Doctor Who: It has to surprise lots of people to learn that I was never mad into Doctor Who during its fabled 1963-1989 run. After all, it was right up my alley. The sci-fi epic-ness of Babylon 5 plus the endearing shlockiness of Dark Shadows. What could be a better fit for me? Well, being a compulsive personality, I wanted to see every episode from the beginning, and by the time I became aware that this BBC show was playing on a public television station near, there were way too many episodes to catch up on. Well, now I have my chance. The BBC premiered a new series a few weeks ago, and I got my chance to get in from the beginning. Now, since I am aware that one of the conventions of the series was always that the doctor could regenerate himself (allowing no fewer than seven actors to play him during the series’ multi-decade run), it is not entirely clear to me whether the new series is a continuation of the old one or a brand new fresh start of the saga. Anyway, a couple of things are clear. The production values are of much higher quality than the old series—although the doctor still travels around in a phone booth. And it has a tongue-in-cheek quality that I’m not sure was so apparent in the old series. In fact, there is a definite influence from those great British sci-fi comedies, The Hitchhiker’s Guide to the Galaxy and Red Dwarf. Indeed, the second episode was a direct rip-off of, I mean, homage to The Restaurant at the End of the Universe. The series is entirely about nothing other than some outlandish fun, although the writers do slip in some subtle points here and there to remind us that we are, after all, still watching the BBC. Like the way the aforementioned second episode portrayed the human race as disgusting while the alien descended from rain forests was lovely. Or the two-part episode that had aliens plotting World War III on earth by putting out a bogus story about weapons of mass destruction.

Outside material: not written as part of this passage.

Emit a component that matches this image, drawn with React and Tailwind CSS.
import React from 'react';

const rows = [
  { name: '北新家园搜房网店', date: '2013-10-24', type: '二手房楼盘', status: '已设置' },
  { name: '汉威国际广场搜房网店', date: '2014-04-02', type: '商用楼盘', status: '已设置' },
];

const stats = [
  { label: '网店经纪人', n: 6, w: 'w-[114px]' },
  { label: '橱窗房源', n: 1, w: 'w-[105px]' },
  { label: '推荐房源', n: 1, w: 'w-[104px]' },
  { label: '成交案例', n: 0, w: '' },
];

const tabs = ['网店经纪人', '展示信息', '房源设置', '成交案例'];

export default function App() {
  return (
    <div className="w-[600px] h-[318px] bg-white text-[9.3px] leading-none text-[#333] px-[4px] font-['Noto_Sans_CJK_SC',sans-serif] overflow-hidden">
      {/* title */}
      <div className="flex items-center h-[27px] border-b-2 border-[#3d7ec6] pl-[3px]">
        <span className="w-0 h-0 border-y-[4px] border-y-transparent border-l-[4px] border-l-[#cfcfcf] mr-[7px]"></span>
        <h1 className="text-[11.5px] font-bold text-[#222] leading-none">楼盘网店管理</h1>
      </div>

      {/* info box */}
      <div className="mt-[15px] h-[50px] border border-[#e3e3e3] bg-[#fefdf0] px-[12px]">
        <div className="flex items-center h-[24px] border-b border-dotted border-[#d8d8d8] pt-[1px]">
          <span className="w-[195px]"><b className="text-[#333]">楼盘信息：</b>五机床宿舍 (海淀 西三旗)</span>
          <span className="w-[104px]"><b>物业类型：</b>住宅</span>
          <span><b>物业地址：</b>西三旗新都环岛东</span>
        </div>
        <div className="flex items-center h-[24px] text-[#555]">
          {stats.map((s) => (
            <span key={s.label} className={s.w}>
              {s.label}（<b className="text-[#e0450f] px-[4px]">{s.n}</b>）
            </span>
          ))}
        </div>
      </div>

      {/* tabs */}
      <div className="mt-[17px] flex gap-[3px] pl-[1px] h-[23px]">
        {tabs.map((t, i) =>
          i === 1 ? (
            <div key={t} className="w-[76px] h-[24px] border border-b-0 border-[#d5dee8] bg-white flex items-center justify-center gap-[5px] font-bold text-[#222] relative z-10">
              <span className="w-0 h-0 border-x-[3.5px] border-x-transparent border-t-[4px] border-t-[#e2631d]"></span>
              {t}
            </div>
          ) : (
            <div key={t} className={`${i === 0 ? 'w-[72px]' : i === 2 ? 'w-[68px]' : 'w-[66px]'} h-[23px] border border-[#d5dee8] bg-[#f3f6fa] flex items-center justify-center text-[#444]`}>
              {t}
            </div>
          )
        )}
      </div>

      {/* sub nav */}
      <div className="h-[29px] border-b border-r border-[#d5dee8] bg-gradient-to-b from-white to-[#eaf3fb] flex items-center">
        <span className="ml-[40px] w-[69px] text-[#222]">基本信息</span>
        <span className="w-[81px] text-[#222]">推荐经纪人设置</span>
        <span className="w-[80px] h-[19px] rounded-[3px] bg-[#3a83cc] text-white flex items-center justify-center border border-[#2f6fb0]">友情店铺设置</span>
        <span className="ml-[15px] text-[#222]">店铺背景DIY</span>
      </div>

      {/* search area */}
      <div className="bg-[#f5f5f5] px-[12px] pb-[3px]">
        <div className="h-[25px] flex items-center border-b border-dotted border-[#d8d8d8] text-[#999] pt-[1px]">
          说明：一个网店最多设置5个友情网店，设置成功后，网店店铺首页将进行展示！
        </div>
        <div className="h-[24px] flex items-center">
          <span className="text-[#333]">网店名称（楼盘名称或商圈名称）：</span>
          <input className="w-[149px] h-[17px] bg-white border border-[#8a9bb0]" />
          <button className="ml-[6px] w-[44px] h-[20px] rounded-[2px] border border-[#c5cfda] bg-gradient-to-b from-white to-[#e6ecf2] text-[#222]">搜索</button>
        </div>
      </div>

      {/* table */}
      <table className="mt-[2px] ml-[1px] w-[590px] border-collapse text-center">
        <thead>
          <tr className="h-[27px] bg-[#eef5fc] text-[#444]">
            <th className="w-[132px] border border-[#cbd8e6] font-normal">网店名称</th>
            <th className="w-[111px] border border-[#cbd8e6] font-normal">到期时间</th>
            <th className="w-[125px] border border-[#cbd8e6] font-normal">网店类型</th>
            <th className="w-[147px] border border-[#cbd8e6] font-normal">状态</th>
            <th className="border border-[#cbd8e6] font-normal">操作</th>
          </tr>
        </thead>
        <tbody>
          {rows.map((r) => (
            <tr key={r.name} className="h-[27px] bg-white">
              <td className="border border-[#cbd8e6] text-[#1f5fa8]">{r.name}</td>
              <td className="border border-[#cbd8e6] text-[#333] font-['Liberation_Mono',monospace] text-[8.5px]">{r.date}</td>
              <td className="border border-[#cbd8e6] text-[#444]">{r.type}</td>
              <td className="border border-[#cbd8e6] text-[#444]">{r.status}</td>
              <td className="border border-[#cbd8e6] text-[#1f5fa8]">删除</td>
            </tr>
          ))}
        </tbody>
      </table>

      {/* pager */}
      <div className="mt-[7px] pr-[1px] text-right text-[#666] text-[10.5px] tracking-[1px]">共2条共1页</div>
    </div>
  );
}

The new doctor, Christopher Eccleston (24 Hour Party People, Revengers Tragedy, 28 Days Later), has an infectiously impish devil-may-care attitude about him, although his casual northern England patter is quite a departure from earlier incarnations. And as his time-hopping companion, Billie Piper provides the kind of warmth that should encourage even the nerdiest of teenage boys to get up from their computers. Happily, I’ve finally found something to watch on TV that I don’t have to be embarrassed about.